▶ Data segment
** Start **

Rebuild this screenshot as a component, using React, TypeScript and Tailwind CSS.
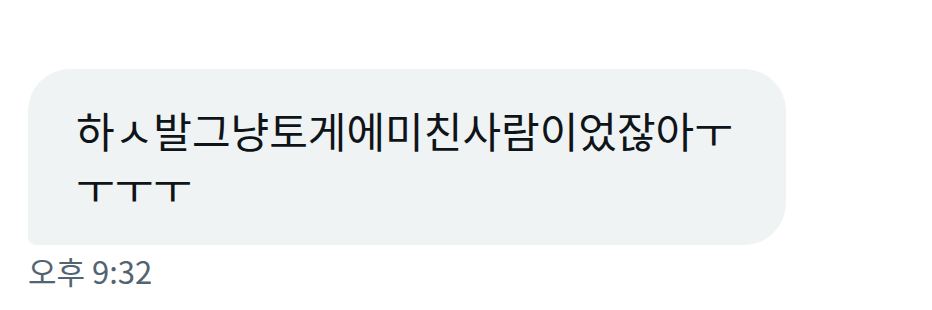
export default function App() {
  return (
    <div
      className="h-[310px] w-[932px] bg-white pt-[69px] pl-[28px]"
      style={{ fontFamily: '"Noto Sans CJK KR", "Noto Sans", sans-serif' }}
    >
      <div className="w-[758px] rounded-[42px] rounded-bl-[8px] bg-[#eff3f4] pt-[33px] pb-[31px] pl-[48px]">
        <p className="w-[665px] text-[42px] leading-[56px] text-[#0f1419] break-all">
          하ㅅ발그냥토게에미친사람이었잖아ㅜㅜㅜㅜ
        </p>
      </div>
      <p className="mt-[6px] text-[31px] leading-[40px] text-[#536471]">오후 9:32</p>
    </div>
  );
}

** End **

▶ Stated task
Transcribe each line above verbatim, with the pictures left out.

▶ Problem solution
Rebuild this screenshot as a component, using React, TypeScript and Tailwind CSS.
export default function App() {
  return (
    <div
      className="h-[310px] w-[932px] bg-white pt-[69px] pl-[28px]"
      style={{ fontFamily: '"Noto Sans CJK KR", "Noto Sans", sans-serif' }}
    >
      <div className="w-[758px] rounded-[42px] rounded-bl-[8px] bg-[#eff3f4] pt-[33px] pb-[31px] pl-[48px]">
        <p className="w-[665px] text-[42px] leading-[56px] text-[#0f1419] break-all">
          하ㅅ발그냥토게에미친사람이었잖아ㅜㅜㅜㅜ
        </p>
      </div>
      <p className="mt-[6px] text-[31px] leading-[40px] text-[#536471]">오후 9:32</p>
    </div>
  );
}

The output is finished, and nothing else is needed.